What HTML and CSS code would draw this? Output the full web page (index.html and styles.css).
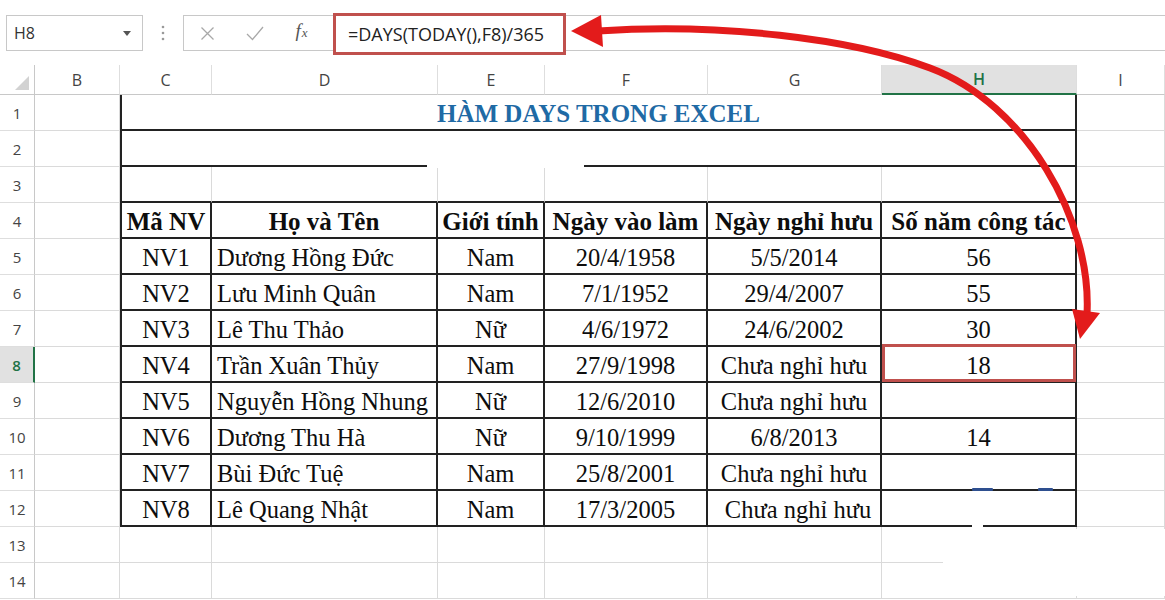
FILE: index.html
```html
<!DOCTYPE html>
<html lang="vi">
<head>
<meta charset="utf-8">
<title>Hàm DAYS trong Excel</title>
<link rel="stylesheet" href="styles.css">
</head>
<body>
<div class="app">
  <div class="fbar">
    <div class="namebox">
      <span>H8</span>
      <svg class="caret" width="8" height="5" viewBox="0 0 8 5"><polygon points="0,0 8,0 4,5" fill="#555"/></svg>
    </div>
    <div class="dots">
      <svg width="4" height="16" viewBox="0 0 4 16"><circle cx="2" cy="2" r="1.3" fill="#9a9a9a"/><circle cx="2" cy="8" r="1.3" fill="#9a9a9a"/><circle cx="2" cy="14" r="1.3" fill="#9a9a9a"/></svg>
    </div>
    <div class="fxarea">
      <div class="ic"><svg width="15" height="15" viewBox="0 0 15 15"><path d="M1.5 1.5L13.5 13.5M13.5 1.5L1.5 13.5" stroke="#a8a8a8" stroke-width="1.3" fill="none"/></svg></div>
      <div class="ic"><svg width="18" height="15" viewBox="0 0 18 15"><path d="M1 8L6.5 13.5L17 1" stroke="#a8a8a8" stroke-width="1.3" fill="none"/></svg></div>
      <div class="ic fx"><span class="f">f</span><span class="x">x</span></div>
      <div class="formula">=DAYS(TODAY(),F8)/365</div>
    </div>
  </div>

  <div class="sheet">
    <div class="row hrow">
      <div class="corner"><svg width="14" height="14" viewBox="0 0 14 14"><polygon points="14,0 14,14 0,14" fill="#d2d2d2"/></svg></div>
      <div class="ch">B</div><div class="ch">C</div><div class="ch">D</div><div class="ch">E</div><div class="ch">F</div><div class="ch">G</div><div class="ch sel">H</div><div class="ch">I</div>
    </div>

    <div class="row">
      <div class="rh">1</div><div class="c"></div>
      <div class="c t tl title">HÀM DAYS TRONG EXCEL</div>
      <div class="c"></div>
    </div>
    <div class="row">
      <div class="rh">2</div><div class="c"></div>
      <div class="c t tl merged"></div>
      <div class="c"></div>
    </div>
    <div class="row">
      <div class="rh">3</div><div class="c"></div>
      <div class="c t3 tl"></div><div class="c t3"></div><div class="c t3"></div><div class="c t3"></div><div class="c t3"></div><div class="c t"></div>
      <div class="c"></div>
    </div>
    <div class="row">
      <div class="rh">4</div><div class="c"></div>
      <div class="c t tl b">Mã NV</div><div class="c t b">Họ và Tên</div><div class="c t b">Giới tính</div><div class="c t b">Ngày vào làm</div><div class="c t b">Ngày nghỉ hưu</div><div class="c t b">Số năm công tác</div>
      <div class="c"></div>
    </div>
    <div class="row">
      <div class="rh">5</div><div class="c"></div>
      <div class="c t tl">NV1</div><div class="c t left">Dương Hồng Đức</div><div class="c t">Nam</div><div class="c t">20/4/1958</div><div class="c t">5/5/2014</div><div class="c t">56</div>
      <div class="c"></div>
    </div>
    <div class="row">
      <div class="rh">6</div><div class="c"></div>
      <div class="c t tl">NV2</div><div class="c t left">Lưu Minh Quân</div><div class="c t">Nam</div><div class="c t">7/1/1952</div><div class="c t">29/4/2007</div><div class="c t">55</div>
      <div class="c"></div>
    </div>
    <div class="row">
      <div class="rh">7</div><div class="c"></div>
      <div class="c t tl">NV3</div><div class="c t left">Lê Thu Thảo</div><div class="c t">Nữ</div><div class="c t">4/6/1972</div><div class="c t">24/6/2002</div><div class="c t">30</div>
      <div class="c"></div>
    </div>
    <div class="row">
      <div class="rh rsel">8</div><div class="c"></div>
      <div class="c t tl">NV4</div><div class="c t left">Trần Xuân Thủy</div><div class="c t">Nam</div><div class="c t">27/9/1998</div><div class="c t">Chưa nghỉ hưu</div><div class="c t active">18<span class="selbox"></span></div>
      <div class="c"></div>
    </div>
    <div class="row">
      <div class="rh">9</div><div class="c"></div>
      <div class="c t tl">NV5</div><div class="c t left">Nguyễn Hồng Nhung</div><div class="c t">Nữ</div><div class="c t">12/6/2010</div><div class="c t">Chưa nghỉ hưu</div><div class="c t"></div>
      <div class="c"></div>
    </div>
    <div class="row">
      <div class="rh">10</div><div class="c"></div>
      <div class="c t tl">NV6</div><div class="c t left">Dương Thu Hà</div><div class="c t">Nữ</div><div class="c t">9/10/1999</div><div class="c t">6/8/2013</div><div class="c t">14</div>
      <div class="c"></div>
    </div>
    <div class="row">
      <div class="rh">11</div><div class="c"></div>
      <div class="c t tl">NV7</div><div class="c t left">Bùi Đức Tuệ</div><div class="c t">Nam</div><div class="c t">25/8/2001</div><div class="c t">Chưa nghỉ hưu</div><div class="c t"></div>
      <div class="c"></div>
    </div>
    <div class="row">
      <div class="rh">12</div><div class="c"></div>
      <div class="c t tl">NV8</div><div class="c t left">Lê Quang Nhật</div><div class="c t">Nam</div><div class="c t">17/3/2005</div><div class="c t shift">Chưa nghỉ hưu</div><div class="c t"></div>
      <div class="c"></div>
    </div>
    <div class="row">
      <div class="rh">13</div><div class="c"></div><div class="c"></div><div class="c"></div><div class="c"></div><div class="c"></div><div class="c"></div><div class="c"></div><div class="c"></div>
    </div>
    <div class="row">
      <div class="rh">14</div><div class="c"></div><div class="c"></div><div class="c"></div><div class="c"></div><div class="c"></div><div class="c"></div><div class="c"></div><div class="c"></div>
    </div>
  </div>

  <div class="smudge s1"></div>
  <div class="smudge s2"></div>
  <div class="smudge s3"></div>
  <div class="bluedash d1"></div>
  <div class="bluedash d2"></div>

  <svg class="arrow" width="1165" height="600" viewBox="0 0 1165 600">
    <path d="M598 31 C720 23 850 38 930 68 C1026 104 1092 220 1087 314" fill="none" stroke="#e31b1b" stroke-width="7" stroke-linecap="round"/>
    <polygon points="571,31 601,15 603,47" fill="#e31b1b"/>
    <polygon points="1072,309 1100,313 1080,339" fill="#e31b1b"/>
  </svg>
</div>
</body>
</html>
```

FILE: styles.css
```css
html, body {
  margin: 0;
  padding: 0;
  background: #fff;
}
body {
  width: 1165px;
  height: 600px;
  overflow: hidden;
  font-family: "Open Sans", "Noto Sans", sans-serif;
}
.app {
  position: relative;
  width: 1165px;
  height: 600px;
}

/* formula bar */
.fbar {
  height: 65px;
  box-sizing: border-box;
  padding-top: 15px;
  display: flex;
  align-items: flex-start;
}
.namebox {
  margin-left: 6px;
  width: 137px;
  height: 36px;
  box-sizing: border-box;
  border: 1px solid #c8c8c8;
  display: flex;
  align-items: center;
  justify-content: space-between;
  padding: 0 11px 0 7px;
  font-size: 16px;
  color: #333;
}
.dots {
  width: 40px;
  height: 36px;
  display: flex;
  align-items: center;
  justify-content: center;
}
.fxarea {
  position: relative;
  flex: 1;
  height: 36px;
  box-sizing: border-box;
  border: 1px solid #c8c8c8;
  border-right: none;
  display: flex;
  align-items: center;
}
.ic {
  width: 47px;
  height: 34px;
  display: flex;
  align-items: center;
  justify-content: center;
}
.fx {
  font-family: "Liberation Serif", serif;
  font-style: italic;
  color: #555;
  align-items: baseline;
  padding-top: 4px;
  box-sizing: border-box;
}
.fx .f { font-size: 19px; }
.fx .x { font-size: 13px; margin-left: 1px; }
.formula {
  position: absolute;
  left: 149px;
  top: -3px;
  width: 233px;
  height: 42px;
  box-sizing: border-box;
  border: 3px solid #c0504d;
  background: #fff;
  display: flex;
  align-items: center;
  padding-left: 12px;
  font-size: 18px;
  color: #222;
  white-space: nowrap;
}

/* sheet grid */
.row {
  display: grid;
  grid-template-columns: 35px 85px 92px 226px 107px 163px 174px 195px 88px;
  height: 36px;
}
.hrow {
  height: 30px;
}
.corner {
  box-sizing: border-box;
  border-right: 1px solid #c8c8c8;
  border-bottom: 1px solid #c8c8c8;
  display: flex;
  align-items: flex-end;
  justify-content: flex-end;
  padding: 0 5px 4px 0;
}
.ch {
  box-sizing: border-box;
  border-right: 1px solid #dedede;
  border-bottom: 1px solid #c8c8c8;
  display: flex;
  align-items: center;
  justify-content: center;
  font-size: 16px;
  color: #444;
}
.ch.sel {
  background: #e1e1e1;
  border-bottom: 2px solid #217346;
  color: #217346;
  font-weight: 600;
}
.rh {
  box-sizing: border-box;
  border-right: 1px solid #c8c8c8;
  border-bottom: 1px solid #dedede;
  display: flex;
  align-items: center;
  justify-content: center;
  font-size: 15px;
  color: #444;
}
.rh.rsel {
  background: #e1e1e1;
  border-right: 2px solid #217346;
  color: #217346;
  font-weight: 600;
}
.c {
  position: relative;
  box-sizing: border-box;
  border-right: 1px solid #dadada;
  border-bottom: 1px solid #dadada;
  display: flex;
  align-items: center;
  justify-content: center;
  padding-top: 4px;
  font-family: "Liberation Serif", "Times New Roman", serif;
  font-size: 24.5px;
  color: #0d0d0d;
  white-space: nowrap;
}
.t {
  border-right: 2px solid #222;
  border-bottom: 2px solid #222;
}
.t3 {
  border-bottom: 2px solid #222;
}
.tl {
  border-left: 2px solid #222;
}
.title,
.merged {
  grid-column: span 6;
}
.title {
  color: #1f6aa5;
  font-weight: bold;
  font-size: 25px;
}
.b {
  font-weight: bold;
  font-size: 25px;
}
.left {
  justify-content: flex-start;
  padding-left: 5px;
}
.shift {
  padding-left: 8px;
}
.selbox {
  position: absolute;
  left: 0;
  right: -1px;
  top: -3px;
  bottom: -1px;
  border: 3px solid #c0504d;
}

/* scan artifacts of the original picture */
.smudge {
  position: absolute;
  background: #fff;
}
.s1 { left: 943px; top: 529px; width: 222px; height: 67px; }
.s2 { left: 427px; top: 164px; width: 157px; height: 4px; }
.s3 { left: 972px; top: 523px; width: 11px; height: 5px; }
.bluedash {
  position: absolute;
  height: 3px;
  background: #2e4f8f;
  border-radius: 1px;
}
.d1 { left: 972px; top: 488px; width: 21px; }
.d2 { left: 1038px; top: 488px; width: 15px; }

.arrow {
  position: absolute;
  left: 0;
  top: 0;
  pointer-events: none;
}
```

──────

• Instruction:
Scan the material above. Extract every line in which the word "styles" occurs.

• Solution for this task:
What HTML and CSS code would draw this? Output the full web page (index.html and styles.css).
<link rel="stylesheet" href="styles.css">
FILE: styles.css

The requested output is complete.